Le non maintien par la Turquie de relations diplomatiques normales avec l’Arménie et les menaces persistantes d’employer la force militaire, ont poussé l’Arménie aux bras de la Russie et de l’Iran pour la sécurité et le soutien. Etant donné notre faible participation à la politique de la Turquie, nous essayons de faire pression sur Ankara par nos liens stratégiques avec les USA, l’UE, la Russie et l’Iran — ceci étant réalisé dans une large mesure par les groupes de pression de la Diaspora arménienne. Ce qui ne veut pas dire que tout ira bien après que des relations diplomatiques appropriées soient établies entre nos deux pays, mais vous conviendrez au moins que les deux pays pourraient gagner une meilleure compréhension de leurs positions respectives et développer des solutions créatrices autrement que ce qu’ils pourraient réaliser par des contacts indirects. D’ailleurs, le dialogue direct avec l’Arménie augmentera probablement la volonté d’Ankara de servir de médiateur pour résoudre les conflits avec l’Azerbaïdjan et pour dominer le processus de dialogue lié à sa force économique, et à sa puissance militaire et diplomatique.
Il va de soi qu’Ankara n’est pas content non plus avec l’impasse actuelle de la situation. Nous ne voulons pas que la question arménienne prenne le devant de nos priorités nationales et internationales et qu’elle altère l’image de la Turquie comme puissance régionale efficace et la ballotte au gré des caprices des puissances étrangères. Il est également vrai que créant des occasions pour le commerce frontalier, l’investissement et d’autres échanges avec l’Arménie, cela ferait beaucoup de bien pour Kars, Ag(r ? et Erzurum. Cependant, le plus grand bénéficiaire d’un tel rapprochement serait assurément l’Arménie, une pays sans littoral, souffrant de difficultés économiques et sociales sérieuses.
En outre, n’oublions pas que l’Azerbaïdjan est de plus en plus riche et influent, et qu’elle peut décider de recourir aux options militaires — une fois qu’elle jugera que tous autres moyens sont épuisés et qu’elle est suffisamment équipée pour sauter le pas et ce dans un avenir pas trop éloigné — pour résoudre le conflit avec l’Arménie et libérer ses territoires occupés.
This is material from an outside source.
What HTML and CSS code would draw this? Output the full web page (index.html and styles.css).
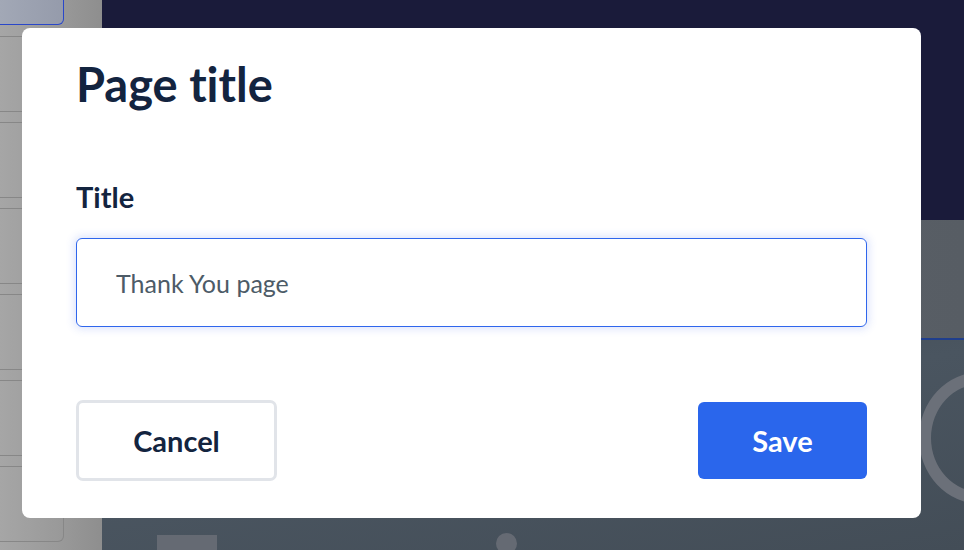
FILE: index.html
```html
<!DOCTYPE html>
<html lang="en">
<head>
<meta charset="utf-8">
<title>Page title</title>
<link rel="stylesheet" href="styles.css">
</head>
<body>
<div class="app">
  <aside class="sidebar">
    <div class="card card-active"></div>
    <div class="card"></div>
    <div class="card"></div>
    <div class="card"></div>
    <div class="card"></div>
    <div class="card"></div>
    <div class="card"></div>
    <div class="card"></div>
  </aside>
  <main class="main">
    <section class="hero"></section>
    <section class="band"></section>
    <section class="lower">
      <div class="ring"></div>
      <div class="shapes">
        <div class="block"></div>
        <div class="dot"></div>
      </div>
    </section>
  </main>
</div>

<div class="overlay">
  <div class="modal" role="dialog" aria-labelledby="modal-title">
    <h1 class="modal-title" id="modal-title">Page title</h1>
    <label class="field-label" for="title-input">Title</label>
    <div class="input">
      <span id="title-input" class="input-value">Thank You page</span>
    </div>
    <div class="actions">
      <button class="btn btn-secondary">Cancel</button>
      <button class="btn btn-primary">Save</button>
    </div>
  </div>
</div>
</body>
</html>
```
FILE: styles.css
```css
* { box-sizing: border-box; }

html, body {
  margin: 0;
  padding: 0;
  width: 964px;
  height: 550px;
  overflow: hidden;
  font-family: "Lato", "Noto Sans", sans-serif;
  font-variant-ligatures: none;
}

.app {
  display: flex;
  width: 964px;
  height: 550px;
}

/* Sidebar (dimmed by backdrop) */
.sidebar {
  width: 102px;
  flex: none;
  display: flex;
  flex-direction: column;
  gap: 10px;
  background: linear-gradient(90deg, #a6a6a6 0%, #999 60%, #8e8e8e 100%);
  overflow: hidden;
}

.card {
  width: 64px;
  height: 76px;
  flex: none;
  border: 1px solid #878787;
  border-left: none;
  border-radius: 0 6px 6px 0;
}

.card-active {
  height: 40px;
  margin-top: -15px;
  margin-bottom: 1px;
  border: 1px solid #2a47c9;
  border-left: none;
  background: linear-gradient(90deg, #a2a8b6, #959bab);
}

/* Main canvas (dimmed) */
.main {
  flex: 1;
  display: flex;
  flex-direction: column;
}

.hero {
  height: 220px;
  background: #1a1b3a;
}

.band {
  height: 120px;
  background: linear-gradient(90deg, #666b71 0%, #5b6168 60%, #575d64 100%);
  border-bottom: 2px solid #1f3e8c;
}

.lower {
  flex: 1;
  position: relative;
  overflow: hidden;
  background: linear-gradient(170deg, #3f4953 0%, #4a5560 45%, #434d57 100%);
}

.ring {
  position: absolute;
  left: 817px;
  top: 32px;
  width: 124px;
  height: 132px;
  border-radius: 50%;
  border: 12px solid #6b7079;
}

.shapes {
  position: absolute;
  left: 55px;
  top: 195px;
  display: flex;
  align-items: flex-start;
  gap: 279px;
}

.block {
  width: 60px;
  height: 30px;
  background: #656a73;
}

.dot {
  width: 21px;
  height: 21px;
  margin-top: -2px;
  border-radius: 50%;
  background: #656a73;
}

/* Modal */
.overlay {
  position: fixed;
  inset: 0;
}

.modal {
  position: absolute;
  left: 22px;
  top: 28px;
  width: 899px;
  height: 490px;
  background: #fff;
  border-radius: 8px;
  padding: 0 54px;
  display: flex;
  flex-direction: column;
}

.modal-title {
  margin: 26px 0 0;
  font-size: 47px;
  line-height: 60px;
  font-weight: 700;
  color: #13243f;
  letter-spacing: 0;
}

.field-label {
  margin-top: 67px;
  font-size: 29px;
  line-height: 32px;
  font-weight: 700;
  color: #13243f;
}

.input {
  margin-top: 25px;
  height: 89px;
  border: 1px solid #2f66ec;
  border-radius: 6px;
  box-shadow: 0 0 8px 2px rgba(60, 100, 240, 0.18);
  display: flex;
  align-items: center;
  padding: 0 39px;
}

.input-value {
  font-size: 25px;
  color: #4d5b67;
}

.actions {
  margin-top: 73px;
  display: flex;
  justify-content: space-between;
  align-items: center;
}

.btn {
  font-family: "Lato", "Noto Sans", sans-serif;
  font-weight: 700;
  font-size: 29px;
  border-radius: 7px;
  cursor: pointer;
  padding: 0;
}

.btn-secondary {
  width: 201px;
  height: 81px;
  background: #fff;
  color: #13243f;
  border: 3px solid #e1e4e9;
}

.btn-primary {
  width: 169px;
  height: 77px;
  background: #2a66ec;
  color: #fff;
  border: none;
  border-radius: 6px;
}
```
Ses vastes ressources de pétrole et de gaz naturel ont pu rendre ceci financièrement possible. L’Arménie se trouvera alors dans une situation beaucoup plus mauvaise qu’aujourd’hui. Naturellement, pour que ceci se produise, la Géorgie doit empêcher la Russie de soutenir directement l’Arménie. L’Iran doit également être neutralisée en jouant sur l’influence des 25 à 30 millions d’Iraniens d’origine azérie. Avec un tel scénario, la politique de la Turquie sera décisive.
Par conséquent, nous partageons tous un intérêt commun en favorisant la stabilité, la sécurité et la prospérité dans le Caucase, en évitant l’usage de moyens militaires qui plongeront la région dans un chaos plus profond. L’important est que Erevan prenne les décisions en connaissance de cause. Sans aucun doute, ces étapes devraient être discutées et négociées d’abord puis transformées en actes concrets pour réaliser une formule « gagnant-gagnant » pour les deux côtés. De sorte que nos populations respectives puissent y adhérer, sans perdre la face, sur ce qui sera convenu à un niveau gouvernemental.